**Task brief:** Reproduce the listing exactly, with no pictures in your copy.

**Collected material:**
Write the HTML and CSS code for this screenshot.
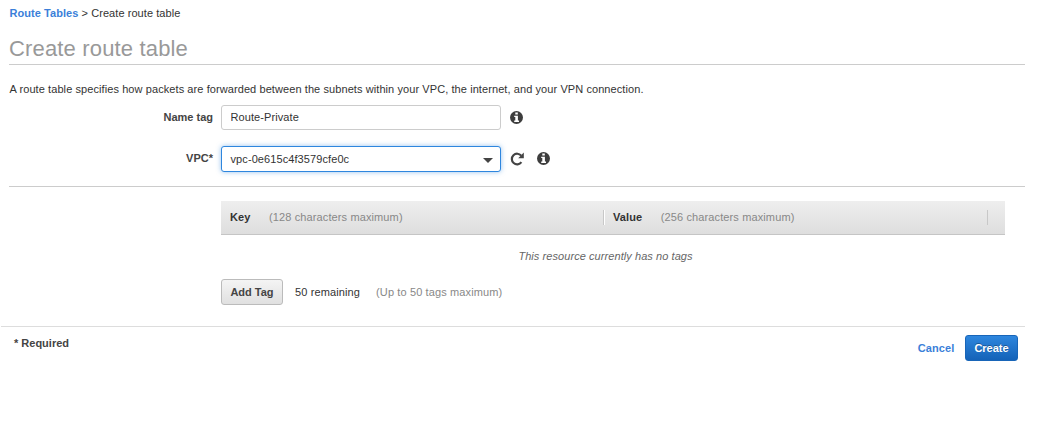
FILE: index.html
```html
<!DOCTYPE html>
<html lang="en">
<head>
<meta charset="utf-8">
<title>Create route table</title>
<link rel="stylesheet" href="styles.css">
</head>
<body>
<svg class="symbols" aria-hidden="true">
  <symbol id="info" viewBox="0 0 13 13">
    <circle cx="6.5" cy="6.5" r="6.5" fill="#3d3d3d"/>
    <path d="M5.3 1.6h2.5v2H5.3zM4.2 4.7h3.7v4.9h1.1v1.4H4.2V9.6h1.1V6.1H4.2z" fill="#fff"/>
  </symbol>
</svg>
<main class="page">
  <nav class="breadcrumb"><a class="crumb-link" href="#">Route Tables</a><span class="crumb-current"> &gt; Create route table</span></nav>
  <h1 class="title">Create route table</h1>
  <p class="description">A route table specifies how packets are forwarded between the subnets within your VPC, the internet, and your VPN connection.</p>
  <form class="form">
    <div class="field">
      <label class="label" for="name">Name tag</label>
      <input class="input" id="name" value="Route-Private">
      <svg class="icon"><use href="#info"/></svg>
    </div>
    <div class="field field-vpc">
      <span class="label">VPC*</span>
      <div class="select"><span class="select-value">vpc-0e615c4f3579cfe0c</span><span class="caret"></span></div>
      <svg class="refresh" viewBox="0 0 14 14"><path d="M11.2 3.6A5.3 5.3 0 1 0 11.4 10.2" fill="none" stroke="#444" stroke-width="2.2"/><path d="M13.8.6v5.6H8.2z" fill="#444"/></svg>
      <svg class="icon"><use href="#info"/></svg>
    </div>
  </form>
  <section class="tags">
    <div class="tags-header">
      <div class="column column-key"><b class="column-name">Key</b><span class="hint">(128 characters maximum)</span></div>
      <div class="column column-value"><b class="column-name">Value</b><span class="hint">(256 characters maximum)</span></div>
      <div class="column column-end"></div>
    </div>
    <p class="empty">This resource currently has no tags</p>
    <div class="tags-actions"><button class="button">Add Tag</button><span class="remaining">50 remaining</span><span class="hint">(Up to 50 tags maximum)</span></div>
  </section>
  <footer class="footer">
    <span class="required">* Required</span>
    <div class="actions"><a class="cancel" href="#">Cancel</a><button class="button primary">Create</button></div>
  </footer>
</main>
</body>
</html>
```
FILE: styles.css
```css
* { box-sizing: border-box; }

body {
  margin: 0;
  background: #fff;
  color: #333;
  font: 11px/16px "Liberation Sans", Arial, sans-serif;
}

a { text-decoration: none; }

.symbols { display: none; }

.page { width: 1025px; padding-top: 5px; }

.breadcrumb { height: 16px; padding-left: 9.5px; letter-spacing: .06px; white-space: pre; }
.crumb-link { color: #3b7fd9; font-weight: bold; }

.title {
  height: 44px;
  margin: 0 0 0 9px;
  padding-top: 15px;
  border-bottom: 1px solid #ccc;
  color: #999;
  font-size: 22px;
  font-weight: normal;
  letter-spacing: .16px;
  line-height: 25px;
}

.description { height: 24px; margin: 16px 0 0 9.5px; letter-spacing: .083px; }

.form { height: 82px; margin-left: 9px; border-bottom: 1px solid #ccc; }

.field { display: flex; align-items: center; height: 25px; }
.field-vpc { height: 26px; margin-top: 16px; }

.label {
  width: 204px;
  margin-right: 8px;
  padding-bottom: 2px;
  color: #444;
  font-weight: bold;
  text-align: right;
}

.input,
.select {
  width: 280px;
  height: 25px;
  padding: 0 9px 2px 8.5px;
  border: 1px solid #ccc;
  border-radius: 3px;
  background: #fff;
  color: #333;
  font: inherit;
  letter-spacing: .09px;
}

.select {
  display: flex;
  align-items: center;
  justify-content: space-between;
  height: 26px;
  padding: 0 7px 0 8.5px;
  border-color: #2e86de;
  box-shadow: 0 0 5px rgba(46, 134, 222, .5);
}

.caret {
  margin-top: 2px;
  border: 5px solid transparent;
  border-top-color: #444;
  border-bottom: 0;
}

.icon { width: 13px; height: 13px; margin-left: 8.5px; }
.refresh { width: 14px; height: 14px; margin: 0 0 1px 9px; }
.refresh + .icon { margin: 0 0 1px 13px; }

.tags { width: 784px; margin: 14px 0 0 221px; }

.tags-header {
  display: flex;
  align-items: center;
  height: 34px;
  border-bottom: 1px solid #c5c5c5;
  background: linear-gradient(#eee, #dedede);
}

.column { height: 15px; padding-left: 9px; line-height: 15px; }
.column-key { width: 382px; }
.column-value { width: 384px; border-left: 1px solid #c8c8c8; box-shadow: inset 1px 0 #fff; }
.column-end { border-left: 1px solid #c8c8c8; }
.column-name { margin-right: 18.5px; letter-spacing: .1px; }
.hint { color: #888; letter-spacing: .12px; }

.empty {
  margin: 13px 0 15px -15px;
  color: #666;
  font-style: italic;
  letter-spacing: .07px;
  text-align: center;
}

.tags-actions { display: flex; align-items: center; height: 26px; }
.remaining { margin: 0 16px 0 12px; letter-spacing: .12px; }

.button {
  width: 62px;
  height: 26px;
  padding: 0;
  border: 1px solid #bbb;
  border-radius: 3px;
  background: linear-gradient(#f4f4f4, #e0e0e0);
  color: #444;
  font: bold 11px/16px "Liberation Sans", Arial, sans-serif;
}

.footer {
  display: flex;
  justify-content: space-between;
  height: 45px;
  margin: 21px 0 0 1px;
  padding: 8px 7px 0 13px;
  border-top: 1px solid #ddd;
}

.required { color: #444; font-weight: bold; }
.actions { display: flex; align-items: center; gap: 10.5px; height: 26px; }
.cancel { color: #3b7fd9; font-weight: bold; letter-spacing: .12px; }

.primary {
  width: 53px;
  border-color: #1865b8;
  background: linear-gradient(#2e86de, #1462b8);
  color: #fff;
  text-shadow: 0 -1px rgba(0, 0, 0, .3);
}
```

**Task solution:**
Write the HTML and CSS code for this screenshot.
FILE: index.html
```html
<!DOCTYPE html>
<html lang="en">
<head>
<meta charset="utf-8">
<title>Create route table</title>
<link rel="stylesheet" href="styles.css">
</head>
<body>
<svg class="symbols" aria-hidden="true">
  <symbol id="info" viewBox="0 0 13 13">
    <circle cx="6.5" cy="6.5" r="6.5" fill="#3d3d3d"/>
    <path d="M5.3 1.6h2.5v2H5.3zM4.2 4.7h3.7v4.9h1.1v1.4H4.2V9.6h1.1V6.1H4.2z" fill="#fff"/>
  </symbol>
</svg>
<main class="page">
  <nav class="breadcrumb"><a class="crumb-link" href="#">Route Tables</a><span class="crumb-current"> &gt; Create route table</span></nav>
  <h1 class="title">Create route table</h1>
  <p class="description">A route table specifies how packets are forwarded between the subnets within your VPC, the internet, and your VPN connection.</p>
  <form class="form">
    <div class="field">
      <label class="label" for="name">Name tag</label>
      <input class="input" id="name" value="Route-Private">
      <svg class="icon"><use href="#info"/></svg>
    </div>
    <div class="field field-vpc">
      <span class="label">VPC*</span>
      <div class="select"><span class="select-value">vpc-0e615c4f3579cfe0c</span><span class="caret"></span></div>
      <svg class="refresh" viewBox="0 0 14 14"><path d="M11.2 3.6A5.3 5.3 0 1 0 11.4 10.2" fill="none" stroke="#444" stroke-width="2.2"/><path d="M13.8.6v5.6H8.2z" fill="#444"/></svg>
      <svg class="icon"><use href="#info"/></svg>
    </div>
  </form>
  <section class="tags">
    <div class="tags-header">
      <div class="column column-key"><b class="column-name">Key</b><span class="hint">(128 characters maximum)</span></div>
      <div class="column column-value"><b class="column-name">Value</b><span class="hint">(256 characters maximum)</span></div>
      <div class="column column-end"></div>
    </div>
    <p class="empty">This resource currently has no tags</p>
    <div class="tags-actions"><button class="button">Add Tag</button><span class="remaining">50 remaining</span><span class="hint">(Up to 50 tags maximum)</span></div>
  </section>
  <footer class="footer">
    <span class="required">* Required</span>
    <div class="actions"><a class="cancel" href="#">Cancel</a><button class="button primary">Create</button></div>
  </footer>
</main>
</body>
</html>
```
FILE: styles.css
```css
* { box-sizing: border-box; }

body {
  margin: 0;
  background: #fff;
  color: #333;
  font: 11px/16px "Liberation Sans", Arial, sans-serif;
}

a { text-decoration: none; }

.symbols { display: none; }

.page { width: 1025px; padding-top: 5px; }

.breadcrumb { height: 16px; padding-left: 9.5px; letter-spacing: .06px; white-space: pre; }
.crumb-link { color: #3b7fd9; font-weight: bold; }

.title {
  height: 44px;
  margin: 0 0 0 9px;
  padding-top: 15px;
  border-bottom: 1px solid #ccc;
  color: #999;
  font-size: 22px;
  font-weight: normal;
  letter-spacing: .16px;
  line-height: 25px;
}

.description { height: 24px; margin: 16px 0 0 9.5px; letter-spacing: .083px; }

.form { height: 82px; margin-left: 9px; border-bottom: 1px solid #ccc; }

.field { display: flex; align-items: center; height: 25px; }
.field-vpc { height: 26px; margin-top: 16px; }

.label {
  width: 204px;
  margin-right: 8px;
  padding-bottom: 2px;
  color: #444;
  font-weight: bold;
  text-align: right;
}

.input,
.select {
  width: 280px;
  height: 25px;
  padding: 0 9px 2px 8.5px;
  border: 1px solid #ccc;
  border-radius: 3px;
  background: #fff;
  color: #333;
  font: inherit;
  letter-spacing: .09px;
}

.select {
  display: flex;
  align-items: center;
  justify-content: space-between;
  height: 26px;
  padding: 0 7px 0 8.5px;
  border-color: #2e86de;
  box-shadow: 0 0 5px rgba(46, 134, 222, .5);
}

.caret {
  margin-top: 2px;
  border: 5px solid transparent;
  border-top-color: #444;
  border-bottom: 0;
}

.icon { width: 13px; height: 13px; margin-left: 8.5px; }
.refresh { width: 14px; height: 14px; margin: 0 0 1px 9px; }
.refresh + .icon { margin: 0 0 1px 13px; }

.tags { width: 784px; margin: 14px 0 0 221px; }

.tags-header {
  display: flex;
  align-items: center;
  height: 34px;
  border-bottom: 1px solid #c5c5c5;
  background: linear-gradient(#eee, #dedede);
}

.column { height: 15px; padding-left: 9px; line-height: 15px; }
.column-key { width: 382px; }
.column-value { width: 384px; border-left: 1px solid #c8c8c8; box-shadow: inset 1px 0 #fff; }
.column-end { border-left: 1px solid #c8c8c8; }
.column-name { margin-right: 18.5px; letter-spacing: .1px; }
.hint { color: #888; letter-spacing: .12px; }

.empty {
  margin: 13px 0 15px -15px;
  color: #666;
  font-style: italic;
  letter-spacing: .07px;
  text-align: center;
}

.tags-actions { display: flex; align-items: center; height: 26px; }
.remaining { margin: 0 16px 0 12px; letter-spacing: .12px; }

.button {
  width: 62px;
  height: 26px;
  padding: 0;
  border: 1px solid #bbb;
  border-radius: 3px;
  background: linear-gradient(#f4f4f4, #e0e0e0);
  color: #444;
  font: bold 11px/16px "Liberation Sans", Arial, sans-serif;
}

.footer {
  display: flex;
  justify-content: space-between;
  height: 45px;
  margin: 21px 0 0 1px;
  padding: 8px 7px 0 13px;
  border-top: 1px solid #ddd;
}

.required { color: #444; font-weight: bold; }
.actions { display: flex; align-items: center; gap: 10.5px; height: 26px; }
.cancel { color: #3b7fd9; font-weight: bold; letter-spacing: .12px; }

.primary {
  width: 53px;
  border-color: #1865b8;
  background: linear-gradient(#2e86de, #1462b8);
  color: #fff;
  text-shadow: 0 -1px rgba(0, 0, 0, .3);
}
```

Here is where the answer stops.